経営していたペットショップの複数の女性従業員を脅迫し、抵抗できない状態にして性的暴行を加えるなどした男に対し、福岡地裁は25日、求刑どおり懲役30年の判決を言い渡しました。
◆福岡地裁が判決
判決を受けたのは、糸島市の無職・本多道雄被告(66)です。
◆”強制性交等傷害”など7件の罪で起訴
判決によりますと、本多被告(66)は、2017年から5年間にわたり、経営していたペットショップの20代~30代の女性従業員たち(当時)に性的暴行を加えようとしてけがをさせたり、脅迫して抵抗できない状態した上で、性交したりしました。

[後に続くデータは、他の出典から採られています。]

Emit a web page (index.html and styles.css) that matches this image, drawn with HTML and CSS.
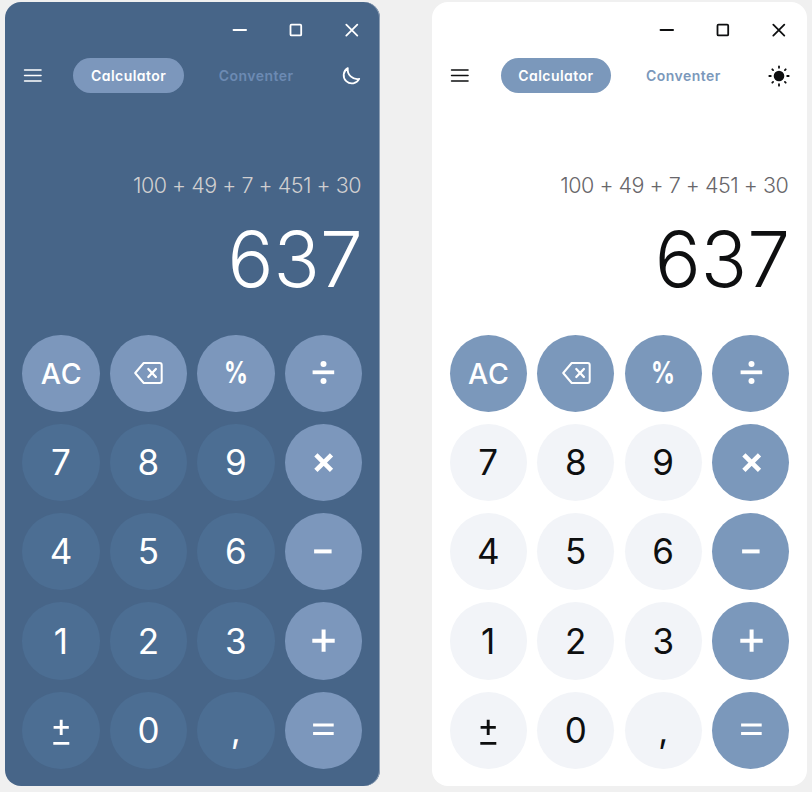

この事件で性被害を受けた女性は6人にのぼっています。
◆判決「過去に類を見ないほど悪質」
判決で、福岡地裁の今泉裕登裁判長は「自らの欲望を満たすため会社を私物化し、多数の従業員らを恐怖によって支配して服従させ、常習的に性的行為や脅迫行為を繰り返す中で行われたもので、過去に類をみないほどの特異な悪質性を備えている」とした上で、「本多被告は不合理な弁解に終始し反省の態度が全くうかがわれないことにも照らすと、有期懲役の上限である懲役30年を下回るような量刑は相当ではない」と指摘。
検察の求刑どおり懲役30年を言い渡しました。
◆本多被告は「無罪」を主張していた
これまでの裁判で本多被告は、「脅迫行為はしていません」などと起訴内容を否認。
弁護側は「被害者らは被告と親密な関係で、抵抗できない状態ではなかった」などと無罪を主張していました。
◆裁判長、異例の問いかけ
25日の判決公判。今泉裕登裁判長は、判決言い渡しの前、本多被告に「述べておくことはありますか」と異例の問いかけを行いました。
これに対し本多被告は「抗拒不能とか畏怖させていたとかは一切ないし、訴えられる覚えはないです」と答えていました。
◆裁判への関心高く
この日、法廷に48席ある傍聴席は満席となり、傍聴できなかった人も多くいました。